On Sun, Apr 18, 2021 at 11:08 AM Mathieu D  wrote:

> Hi,
>
> I can't change the way devices send their data. We are constrained in the
> messages sent per day per device.
>
> To illustrate my question:
> - at 9:08 a message is emitted. It packs together several measures:
> - measure m1 taken at 8:52
> - measure m2 taken at 9:07
>
> m1 must go in the 8:00-9:00 aggregation
> m2 in the 9:00-10:00 aggregation
>
> What's the proper way to set the watermarks in such a case ?
>
> Thanks for your insights !
>
> Mathieu
>
> Le sam. 17 avr. 2021 à 07:05, Lasse Nedergaard <
> lassenedergaardfl...@gmail.com> a écrit :
>
>> Hi
>>
>> One thing to remember is that Flinks watermark is global this mean it’s
>> shared between all keys (in your case ioT Devices) so the first requirement
>> your have is to ensure the timestamp is aligned or almost aligned between
>> yours IoT devices if not Flink’s watermark is hard to use.
>>
>> Med venlig hilsen / Best regards
>> Lasse Nedergaard
>>
>>
>> > Den 16. apr. 2021 kl. 18.29 skrev Mathieu D :
>> >
>> > 
>> > Hello,
>> >
>> > I'm totally new to Flink, and I'd like to make sure I understand things
>> properly around watermarks.
>> >
>> > We're processing messages from iot devices.
>> > Those messages have a timestamp, and we have a first phase of
>> processing based on this timestamp. So far so good.
>> >
>> > These messages actually "pack" together several measures taken at
>> different times, typically going from ~15mn back in the past from the
>> message timestamp, to a few seconds back.
>> >
>> > So at a point in the processing, I'll flatMap the message stream into a
>> stream of measures, and I'll first need to reaffect the event time. I guess
>> I can do it using a TimestampAssigner, correct ?
>> >
>> > The flatmapped stream will now mix together a large range of
>> event-times (so, a span of 15mn). What should I do regarding the watermark
>> ? Should I regenerate one ? and how ?
>> >
>> > My measures will go through windowed aggregations. Should I use the
>> allowedLateness param to manage that properly ?
>> > (Note: I'm ok with windows firing several times with updated content,
>> if that matters.

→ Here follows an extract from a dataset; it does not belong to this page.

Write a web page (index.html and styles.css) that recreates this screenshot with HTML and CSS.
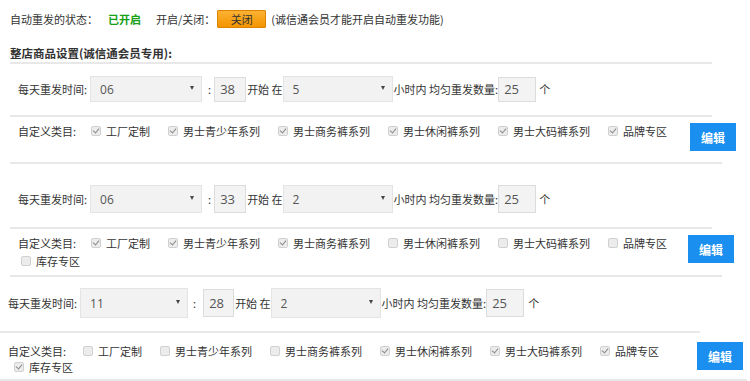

Our downstream usage is made for that.)
>> >
>> > Thanks a lot for your insights and pointers :-)
>> >
>> > Mathieu
>> >
>> >
>> >
>>
>


Re: proper way to manage watermarks with messages combining multiple timestamps

2021-04-18 Thread Mathieu D
Hi,

I can't change the way devices send their data. We are constrained in the
messages sent per day per device.

To illustrate my question:
- at 9:08 a message is emitted. It packs together several measures:
- measure m1 taken at 8:52
- measure m2 taken at 9:07

m1 must go in the 8:00-9:00 aggregation
m2 in the 9:00-10:00 aggregation

What's the proper way to set the watermarks in such a case ?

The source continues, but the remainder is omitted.